We could chart these variables, interactions, and results. They serve as templates, perhaps, for our patterns of belief. There are more to come. The disciples are too close to bring things into focus. Each of them has a rather dense moment in the gospel. They are confused by the details like observing an impressionist painting up too closely where all you see are splotches of color and heavy paint. They see what Jesus does and yet they don’t ‘see’ who Jesus is. They can’t yet see that it is God doing the signs and wonders through him.

I asked last week what creates faith in you, and it is a serious question. You may not choose to tell me, but I hope you will spend time thinking about it. And asking yourself what difference it makes to the way you live.

It also is a good lead-in to our Lent Wednesday theme of Heaven in Ordinary – the sacraments of daily life.

The earliest Jewish Christian community called themselves, “The Way” – probably as in, “Prepare the way of the Lord.” The way we live, the way we follow Christ, the way we come to faith and share that faith with others is still part of our identity. Or, possibly, part of our current identity crisis as modern American Christians. Hopefully, we still catch glimpses, get some hints along the way, still see things that look like God’s fingerprints might be on them, and try to find the path. The Way is venturing out as pilgrims by paths that look untrodden through perils unknown, not knowing, but only believing that God’s hand is leading us and that God’s love is supporting us.  Faith is not an answer to life’s questions: faith is a way of dealing with the uncertainty.

Healing stories and miracles form an interesting intersection with faith even in this age of reason and very rational medical “miracles.” There are clouds of prayers that rise in the space of illness, in the time after a diagnosis, during treatment. We have great diagnostic tools and medicine, surgery and skills to treat almost everything, but most people – religious or not – add prayer to the therapeutic regime. 

Faith, prayer, miracles are still is a bewildering enterprise to me, because, based on John’s gospel, the efficacy of prayer and faith is both dependent on belief and has nothing to do with belief. Jesus seeks out some of these conversation partners, one paralyzed person among the many who lay by the Pool of Bethsaida, and he healed the one who didn’t really respond. Others seek him out – some of them come to faith as a result, some don’t.
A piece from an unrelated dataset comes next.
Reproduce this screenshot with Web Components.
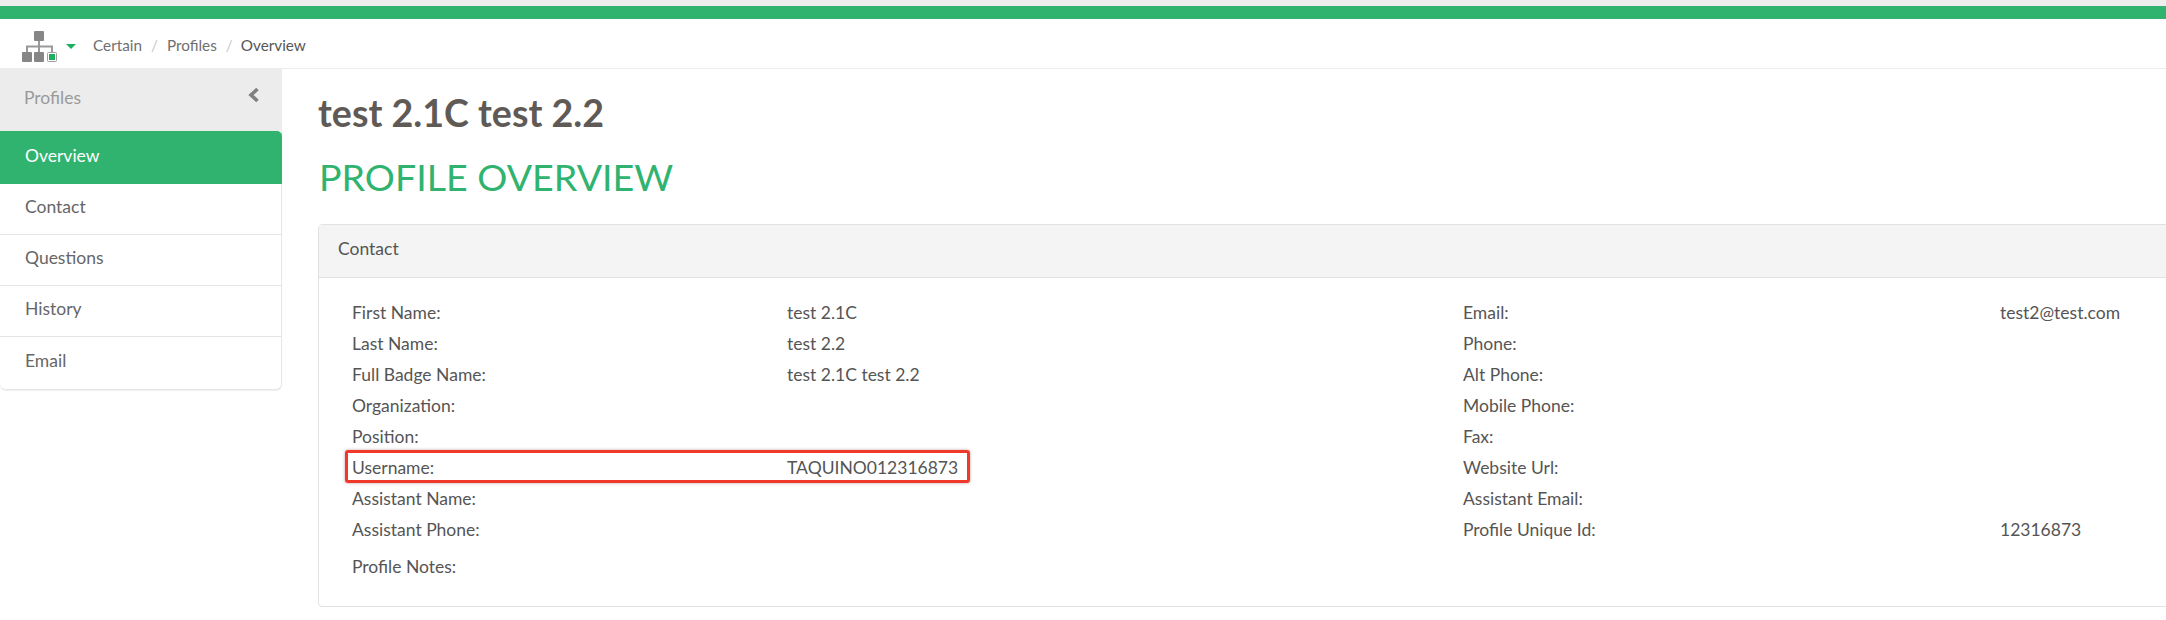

Large crowds follow Jesus, we are told, because of the signs he worked, but not everyone was healed in Galilee, not everyone who hungered was fed. The oppressed remained oppressed. It’s a bewildering mix. The same is true today. There is not one way, one holy door. It’s not the fault of our prayers. It’s not the capricious nature of God, it’s just… what?  Life and bodies and the nature of things?  And as the quickly souring relationship with the Jewish authorities reminds us, Jesus’ own prayers and faith won’t save him from the cross. But, ultimately, it is his enemies who cause God’s greatest love to be revealed.

Signs point us to God, to a greater mystery, to love revealed in a broken hallelujah: a crucified Messiah. That was not the sign his disciples were looking for, nor one they could comprehend. It remains an enigmatic sign of the kingdom. It reminds us that God seeks us out in our defeat, comes to us not only in times of achievement, but, more likely, in our regret, in conditions that call out for mercy, trundling down paths as yet untrodden through perils unknown. Like the royal official, we go not knowing,  but believing that God’s hand is leading us and God’s love is supporting us.  Faith is not an answer to life’s questions. Faith is the way of living into the uncertainties. To misquote Sherlock, the mystery is afoot! Be awake to the signs.